Creating a distraction

Keith Groller

Morning Call

Nice move by Andrew Bynum. With 76ers fans frustrated that the savior who was going to lead the franchise back to the days of Moses is out until January, Bynum has distracted them with his new 'do. After all, who can hate Captain Kangaroo?

Bynum beware. Bizarre hair did nothing to soften Don King's image as someone who would shave his mother's head if he could make a buck.

The worst? Troy Polamalu, because while others like Dennis Rodman needed their hair for hype, Polamalu has become more famous for his locks than his licks on the field.

Taking a bad Gamble

Barry Stavro

Los Angeles Times

Hairdo historians will note that the early-and-mid-70s was a classic era for big hair in the sports world.

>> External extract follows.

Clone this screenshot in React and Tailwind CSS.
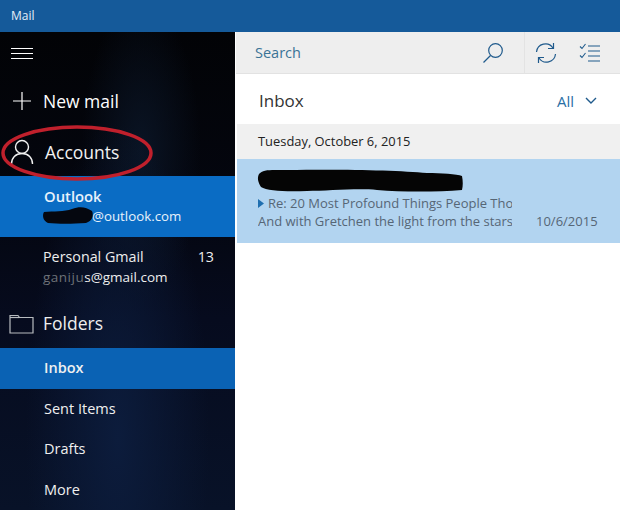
function Row({ children, className = "" }) {
  return <div className={`flex items-center h-[40.5px] pl-[44px] text-[14.5px] text-[#f0f0f0] ${className}`}>{children}</div>;
}

export default function App() {
  return (
    <div className="w-[620px] h-[510px] overflow-hidden flex flex-col bg-white font-['Open_Sans',sans-serif]">
      <div className="h-[32px] shrink-0 flex items-center pl-[11px] bg-[#155a9a] text-[#e4eef7] text-[12px]">Mail</div>
      <div className="flex flex-1 min-h-0">
        <aside className="relative w-[235px] shrink-0 flex flex-col bg-[radial-gradient(ellipse_at_50%_85%,#0c1c3c_0%,rgba(10,22,48,0)_55%),radial-gradient(ellipse_at_60%_25%,#0a1424_0%,rgba(10,20,36,0)_30%),linear-gradient(180deg,#020306_0%,#04060f_35%,#060b1e_60%,#081228_100%)]">
          <div className="h-[42px] flex items-center pl-[11px]">
            <div className="w-[22px] flex flex-col gap-[4px]">
              <div className="h-px bg-white" /><div className="h-px bg-white" /><div className="h-px bg-white" />
            </div>
          </div>
          <div className="h-[54px] flex items-center text-white text-[17.5px]">
            <svg width="20" height="20" viewBox="0 0 20 20" className="ml-[12px] mr-[11px]" stroke="#fff" strokeWidth="1.2"><path d="M10 1v18M1 10h18" /></svg>
            New mail
          </div>
          <div className="h-[48px] flex items-center text-[#f2f2f2] text-[17.5px]">
            <svg width="24" height="26" viewBox="0 0 24 26" className="ml-[10px] mr-[11px]" fill="none" stroke="#f2f2f2" strokeWidth="1.4"><circle cx="12" cy="8" r="6.5" /><path d="M1.5 25c0-6 4-10.500 10.500-10.500S22.500 19 22.500 25" /></svg>
            Accounts
          </div>
          <div className="h-[61px] pb-[1px] flex flex-col justify-center pl-[44px] bg-[#0a6cc4] text-[#e8f2fb]">
            <div className="text-[14.800px] leading-[20px] font-semibold">Outlook</div>
            <div className="text-[13.300px] leading-[20px] pl-[48px]">@outlook.com</div>
          </div>
          <div className="h-[61px] pb-[1px] flex flex-col justify-center pl-[43px] text-[#eeeeee]">
            <div className="flex justify-between pr-[21px] text-[14.300px] leading-[20px]"><span>Personal Gmail</span><span>13</span></div>
            <div className="text-[13.500px] leading-[20px]"><span className="text-[#6d7177] tracking-[0.5px]">ganiju</span>s@gmail.com</div>
          </div>
          <div className="h-[50px] pt-[1px] flex items-center text-[#eeeeee] text-[17.5px]">
            <svg width="25" height="20" viewBox="0 0 25 20" className="ml-[9px] mr-[9px]" fill="none" stroke="#b8bcc0" strokeWidth="1.2"><path d="M1 19V1.500h8l1.500 2H24V19z" /><path d="M1 3.500h9.500" /></svg>
            Folders
          </div>
          <Row className="bg-[#0a62b4] font-semibold text-[#dcebf8]">Inbox</Row>
          <Row>Sent Items</Row>
          <Row>Drafts</Row>
          <Row>More</Row>
          <svg className="absolute left-0 top-[90px] pointer-events-none" width="160" height="62" viewBox="0 0 160 62" fill="none">
            <ellipse cx="77" cy="31" rx="74" ry="26" stroke="#c0202c" strokeWidth="3.500" />
          </svg>
          <svg className="absolute left-[42px] top-[174px] pointer-events-none" width="52" height="20" viewBox="0 0 52 20">
            <path d="M2 6C12 5 22 6 30 3c8-3 14-2 20 2 2 5 0 10-6 12-14 1-28 1-38 0C1 15 0 9 2 6z" fill="#05070f" />
          </svg>
        </aside>
        <main className="relative flex-1 min-w-0 flex flex-col bg-white">
          <div className="h-[42px] ml-[1px] flex items-center bg-[#eeeeee] border-b border-[#e2e2e2]">
            <span className="pl-[19px] flex-1 text-[14.500px] text-[#3a7396]">Search</span>
            <svg width="22" height="22" viewBox="0 0 22 22" className="mr-[20px]" fill="none" stroke="#1f5a8c" strokeWidth="1.200"><circle cx="13.500" cy="8.500" r="6.800" /><path d="M8.500 13.500 1.500 20.500" /></svg>
            <div className="w-px h-[42px] bg-[#e3e3e3]" />
            <svg width="22" height="22" viewBox="0 0 22 22" className="ml-[10px] mr-[22px]" fill="none" stroke="#1f5a8c" strokeWidth="1.200"><path d="M1.500 10A9 9 0 0 1 18 6M20.500 12A9 9 0 0 1 4 16" /><path d="M18.500 1v5.500H13M3.500 21v-5.500H9" /></svg>
            <svg width="22" height="20" viewBox="0 0 22 20" className="mr-[19px]" fill="none" stroke="#1f5a8c" strokeWidth="1.100"><path d="M1 3.500 3 5.500 6.500 1M1 12.500 3 14.500 6.500 10M9 3h12M9 8h12M9 13h12M9 18h12" /></svg>
          </div>
          <div className="h-[50px] pt-[4px] flex items-center bg-white">
            <span className="pl-[24px] flex-1 text-[17px] text-[#333333]">Inbox</span>
            <span className="text-[15px] text-[#2a6fa5] mr-[11px]">All</span>
            <svg width="12" height="8" viewBox="0 0 12 8" className="mr-[23px]" fill="none" stroke="#1f5a8c" strokeWidth="1.400"><path d="M1 1l5 5 5-5" /></svg>
          </div>
          <div className="h-[35px] ml-[2px] flex items-center pl-[21px] bg-[#f0f0f0] text-[12.900px] text-[#222222]">Tuesday, October 6, 2015</div>
          <div className="h-[84px] ml-[2px] bg-[#b2d4f0] flex flex-col pl-[21px] pt-[35px] text-[13px] leading-[18px] text-[#566676]">
            <div className="flex items-center w-[254px] overflow-hidden whitespace-nowrap">
              <svg width="6" height="9" viewBox="0 0 6 9" className="mr-[4px] shrink-0"><path d="M0 0l6 4.500L0 9z" fill="#1f6fb0" /></svg>
              Re: 20 Most Profound Things People Tho
            </div>
            <div className="flex whitespace-nowrap">
              <span className="w-[254px] overflow-hidden">And with Gretchen the light from the stars</span>
              <span className="ml-[24px]">10/6/2015</span>
            </div>
          </div>
          <svg className="absolute left-[22px] top-[136px] pointer-events-none" width="208" height="26" viewBox="0 0 208 26">
            <path d="M2 6C6 1 14 2 30 2c50-1 110 0 140 3 14 0 30 1 35 3 1 5 1 10 0 14-25 2-60 2-85 0-20-2-50 1-70 1-20 1-40 0-46-4C1 14 0 10 2 6z" fill="#050505" />
          </svg>
        </main>
      </div>
    </div>
  );
}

Artis Gilmore, then with the ABA's Kentucky Colonels, was a 7-2 star with a towering Afro. Not only could he play, but his 'do fit the outcast, misfit league he played in.

That same look, however, didn't work as well on the baseball diamond.

Remember left-handed slugger Oscar Gamble, with the iron wrists and lovely power stroke for the Indians, White Sox and Yankees in the mid-70s? He also sported an Afro. But when Gamble stepped into the batter's box with his batting helmet shoved on tight, his hair was squashed and it looked as if he was instead wearing a pair of jumbo-sized Mickey Mouse ears.

Only when Gamble sprinted on the base paths, and his helmet flew off, was his dazzling Afro in full view.

Artist known as Rodman

Shannon Ryan

Tribune reporter

I would say it's a 1-million-way tie among every athlete who has ever sported a mullet. But then I remembered Dennis Rodman. He went Jackson Pollock on his locks.